On ne pouvait terminer ce chapeau de présentation sans rappeler que toutes les avancées sociétales de mai 1968 n’aboutissent en réalité, 50 ans plus tard, qu’à une industrialisation du viol et de l’agression sexuelle ! À méditer…
« Libération » a recueilli les témoignages de seize femmes victimes déclarées de harcèlement, d’agressions sexuelles et de viols de la part de dirigeants de l’organisation étudiante entre 2007 et 2015.

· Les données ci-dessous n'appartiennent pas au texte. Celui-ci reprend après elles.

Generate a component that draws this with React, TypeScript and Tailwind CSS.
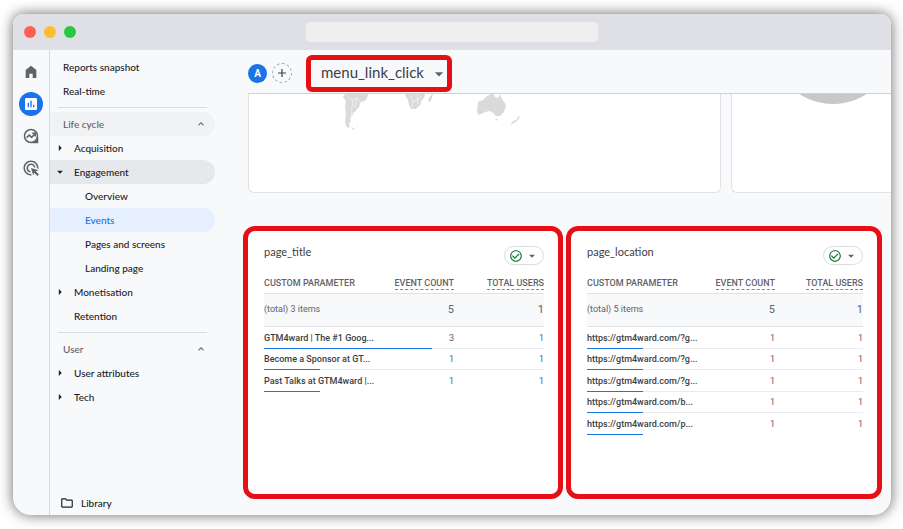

Longtemps inaudibles, ou silencieuses, ces anciennes militantes racontent des années de sexisme du syndicat et son apparent laisser-faire face aux violences sexuelles
Quand elle s’installe pour dormir au camping de la Fête de l’Humanité, en septembre 2014, Laurie (1) est épuisée. Depuis peu militante de l’Unef (Union nationale des étudiants de France), elle vient de passer la journée à tenir le stand syndical avec ses camarades. Comme chaque fin d’été, ce rendez-vous de toute une partie de la gauche est l’occasion pour l’organisation d’engranger de nouvelles adhésions. Malgré la fatigue, Laurie ne va pas trouver le sommeil.Membre de la direction du syndicat, entré à l’Unef au milieu des années 2000, Grégoire T. insiste pour la suivre dans sa tente, plantée dans le camping éphémère du parc de La Courneuve. Ils ont déjà eu plusieurs relations sexuelles sans lendemain. Mais ce soir, Laurie ne le souhaite pas. «J’avais prévu de dormir avec une autre militante mais il s’est invité, relate l’étudiante. Il espérait pouvoir coucher avec nous deux.» Rapidement, la seconde jeune femme s’endort. «Il me dit qu’il a le droit à une fellation en dédommagement, ce que je refuse, poursuit Laurie. Il commence alors à appuyer sur ma tête. Je refuse encore. Il appuie de plus en plus fortement. Je le repousse encore. Il met alors la main dans ma culotte et m’embrasse de force. Et recommence pendant plusieurs minutes.» La militante n’en peut plus. Elle veut que ça cesse : «J’ai fini par me laisser faire.» Pendant longtemps, Laurie ne réalise pas vraiment ce qu’elle vient de vivre. Aujourd’hui, elle parle de viol. Trois ans après les faits, Grégoire T., devenu journaliste, a lui une autre version de la soirée, assurant que sa partenaire était consentante pour une fellation et que tout s’est déroulé «sans contrainte».
Une plainte pour « viol »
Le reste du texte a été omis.